The **cutoff** parameter configures the amount of edges which will be preserved within each local ranking. The lower the cutoff, the less edges will be included in the graph.

If the checkbox **ignore self-loops** is active, relations of nodes to themselves are not included in the evaluation for local ranking, and can thus not influence the amount of preserved links.

The checkbox **interpret absolute** will change the interpretation of the cutoff value. If it is not checked, the default setting, the cutoff value will be interpreted in a relative manner, i.e. the same percentage of links will be preserved for each node. If the cutoff value is interpreted as absolute, the cutoff is interpreted as the percentage in the value range which will be preserved, leading to higher variation per nodes.

The concurrency filter is used to resolve conflicts between two event classes. Conflicts are defined as two nodes which are connected in both directions. This may represent either a lengh-two-loop or two event types which are actually in parallel, i.e. can be executed concurrently.

The **preserve** parameter allows you to specify, how significant two conflicting relations need to be in order to both be preserved.
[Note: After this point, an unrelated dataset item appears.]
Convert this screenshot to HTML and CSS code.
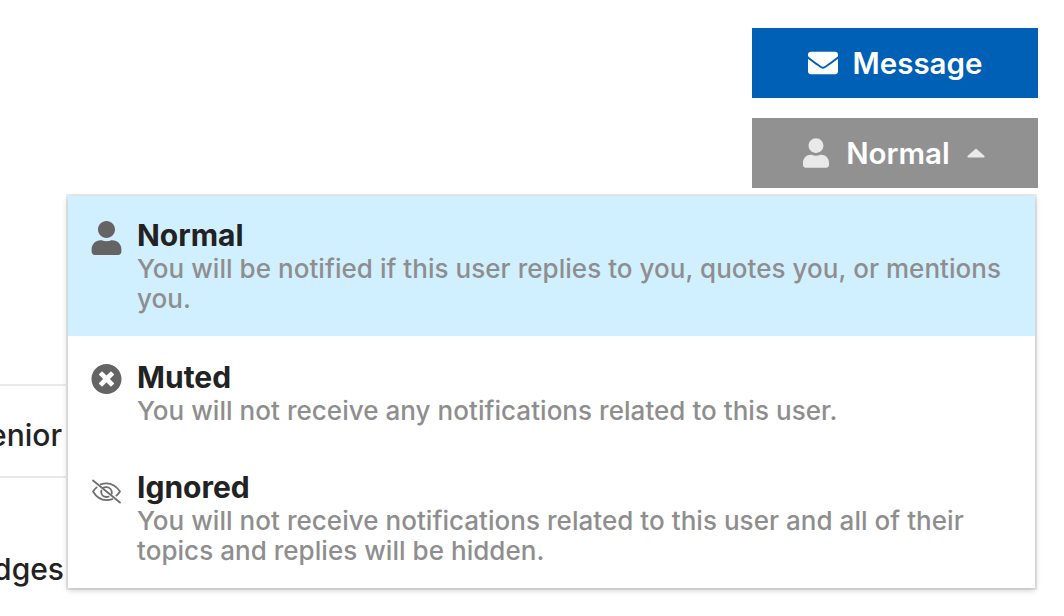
FILE: index.html
```html
<!DOCTYPE html>
<html lang="en">
<head>
<meta charset="utf-8">
<title>User notifications</title>
<link rel="stylesheet" href="styles.css">
</head>
<body>
<div class="page">
  <div class="actions">
    <button class="btn btn-primary">
      <svg class="ico-mail" viewBox="0 0 512 512"><path fill="currentColor" d="M502.3 190.8c3.9-3.1 9.7-.2 9.7 4.7V400c0 26.5-21.5 48-48 48H48c-26.5 0-48-21.5-48-48V195.6c0-5 5.700-7.800 9.700-4.700 22.400 17.400 52.100 39.500 154.100 113.600 21.100 15.400 56.700 47.800 92.200 47.600 35.700.3 72-32.800 92.300-47.600 102-74.100 131.600-96.300 154-113.700zM256 320c23.200.4 56.600-29.200 73.400-41.400 132.700-96.300 142.800-104.700 173.400-128.700 5.800-4.500 9.200-11.500 9.200-18.900v-19c0-26.500-21.500-48-48-48H48C21.500 64 0 85.500 0 112v19c0 7.400 3.400 14.300 9.200 18.900 30.600 23.900 40.700 32.400 173.400 128.700 16.800 12.200 50.200 41.800 73.400 41.400z"/></svg>
      <span class="btn-label">Message</span>
    </button>
    <button class="btn btn-muted">
      <svg class="ico-user" viewBox="0 0 448 512"><path fill="currentColor" d="M224 256c70.700 0 128-57.300 128-128S294.700 0 224 0 96 57.300 96 128s57.300 128 128 128zm89.600 32h-16.700c-22.200 10.200-46.900 16-72.900 16s-50.600-5.800-72.900-16h-16.700C60.200 288 0 348.200 0 422.400V464c0 26.500 21.500 48 48 48h352c26.500 0 48-21.500 48-48v-41.600c0-74.200-60.200-134.400-134.400-134.400z"/></svg>
      <span class="btn-label">Normal</span>
      <svg class="ico-caret" viewBox="0 0 18 10"><path fill="currentColor" d="M9 0.500 L17.500 8 Q18 9.500 16.500 9.500 H1.500 Q0 9.500 0.500 8 Z"/></svg>
    </button>
  </div>
  <div class="behind">
    <div class="behind-row row-senior"><span>Senior</span></div>
    <div class="behind-row row-badges"><span>Badges</span></div>
  </div>
  <ul class="menu">
    <li class="item item-active">
      <svg class="item-icon" viewBox="0 0 448 512"><path fill="currentColor" d="M224 256c70.700 0 128-57.300 128-128S294.700 0 224 0 96 57.300 96 128s57.300 128 128 128zm89.600 32h-16.700c-22.200 10.200-46.900 16-72.900 16s-50.600-5.800-72.900-16h-16.700C60.200 288 0 348.200 0 422.400V464c0 26.500 21.500 48 48 48h352c26.500 0 48-21.500 48-48v-41.600c0-74.200-60.200-134.400-134.400-134.400z"/></svg>
      <div class="item-body">
        <div class="item-title">Normal</div>
        <div class="item-desc">You will be notified if this user replies to you, quotes you, or mentions you.</div>
      </div>
    </li>
    <li class="item">
      <svg class="item-icon" viewBox="0 0 512 512"><path fill="currentColor" d="M256 8C119 8 8 119 8 256s111 248 248 248 248-111 248-248S393 8 256 8zm121.600 313.100c4.700 4.700 4.700 12.300 0 17L338 377.600c-4.700 4.700-12.300 4.700-17 0L256 312l-65.100 65.600c-4.700 4.700-12.300 4.700-17 0L134.400 338c-4.700-4.700-4.700-12.300 0-17l65.600-65-65.600-65.100c-4.700-4.700-4.700-12.300 0-17l39.600-39.600c4.700-4.700 12.300-4.700 17 0l65 65.700 65.100-65.600c4.700-4.700 12.300-4.700 17 0l39.600 39.600c4.700 4.700 4.700 12.300 0 17L312 256l65.600 65.100z"/></svg>
      <div class="item-body">
        <div class="item-title">Muted</div>
        <div class="item-desc">You will not receive any notifications related to this user.</div>
      </div>
    </li>
    <li class="item">
      <svg class="item-icon" viewBox="0 0 30 26" fill="none" stroke="currentColor" stroke-width="1.900" stroke-linecap="round"><path d="M1 1.500 L29 24.500"/><path d="M9 5.500 C11 4.800 13 4.500 15 4.500 C21 4.500 26 8.500 29 13 C28 14.500 26.800 16 25.300 17.300"/><path d="M21 21 C19 21.700 17 22 15 22 C9 22 4 18 1 13 C2 11.500 3.300 10 4.800 8.700"/><path d="M11 9.500 C12.500 8.500 14 8.300 15.500 8.500 C18.500 9 20.500 11.500 20.500 14 C20.500 14.500 20.400 15 20.300 15.400"/><path d="M9.700 12 C9.500 12.600 9.500 13.200 9.500 13.500 C9.500 16.500 12 18.700 15 18.700 C15.800 18.700 16.500 18.500 17.200 18.300"/></svg>
      <div class="item-body">
        <div class="item-title">Ignored</div>
        <div class="item-desc">You will not receive notifications related to this user and all of their topics and replies will be hidden.</div>
      </div>
    </li>
  </ul>
</div>
</body>
</html>
```
FILE: styles.css
```css
* { box-sizing: border-box; }
html, body { margin: 0; padding: 0; background: #fff; }
body {
  width: 1064px;
  height: 616px;
  overflow: hidden;
  font-family: Inter, "Liberation Sans", sans-serif;
  color: #222;
}
.page { position: relative; width: 1064px; height: 616px; }
.actions {
  display: flex;
  flex-direction: column;
  gap: 20px;
  width: 286px;
  margin-left: 752px;
  padding-top: 28px;
}
.btn {
  display: flex;
  align-items: center;
  justify-content: center;
  height: 70px;
  border: 0;
  padding: 0;
  font: 600 29.500px/1 Inter, "Liberation Sans", sans-serif;
  color: #fff;
}
.btn-label { padding-top: 2px; }
.btn-primary { background: #0060b6; gap: 15px; }
.btn-muted { background: #919191; color: #fff; padding-right: 2px; }
.ico-mail { width: 30px; height: 30px; }
.ico-user { width: 26px; height: 30px; color: #e9e9e9; margin-right: 17px; }
.ico-caret { width: 18px; height: 10px; color: #e9e9e9; margin-left: 17px; }
.behind { margin-top: 196px; width: 66px; }
.behind-row {
  display: flex;
  justify-content: flex-end;
  overflow: hidden;
  font-size: 30px;
  font-weight: 500;
  line-height: 35px;
  white-space: nowrap;
  color: #222;
}
.row-senior { height: 92px; border-top: 2px solid #e9e9e9; padding-top: 32px; }
.row-badges { height: 130px; border-top: 2px solid #e9e9e9; padding-top: 74px; }
.row-badges span { margin-right: 2px; }
.row-senior span { margin-right: 4px; }
.menu {
  position: absolute;
  left: 68px;
  top: 196px;
  width: 967px;
  height: 392px;
  margin: 0;
  padding: 0;
  list-style: none;
  background: #fff;
  box-shadow: 0 2px 6px rgba(0,0,0,0.22), 0 0 0 2px rgba(0,0,0,0.07);
}
.item {
  display: flex;
  padding: 24px 24px 20px 23px;
  gap: 15px;
}
.item-active { background: #d1f0ff; height: 140px; padding-top: 22px; }
.item:nth-child(2) { height: 110px; }
.item-icon { width: 31px; height: 34px; flex: none; color: #646464; margin-top: 3px; }
.item:nth-child(2) .item-icon { margin-top: 2px; }
.item:last-child .item-icon { height: 25px; margin-top: 9px; color: #6f6f6f; }
.item-body { flex: 1; min-width: 0; }
.item-title {
  font-size: 30px;
  line-height: 34px;
  margin-bottom: 2px;
  font-weight: 700;
  color: #222;
}
.item-desc {
  font-size: 26px;
  letter-spacing: 0.040px;
  line-height: 30px;
  font-weight: 500;
  color: #8e8e8e;
}
```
This parameter, usually set to a low value, ensures that real length-two-loops will not accidentially be removed.

All conflicting relations which do not meet the preservation criteria are resolved. The **balance** parameter will influence the method of resolution. If set to a high value, conflicting relations will rather be resolved by removing both relations from the graph. If set to a low value, conflicting relations will rather be preserved by removing only the weaker relation.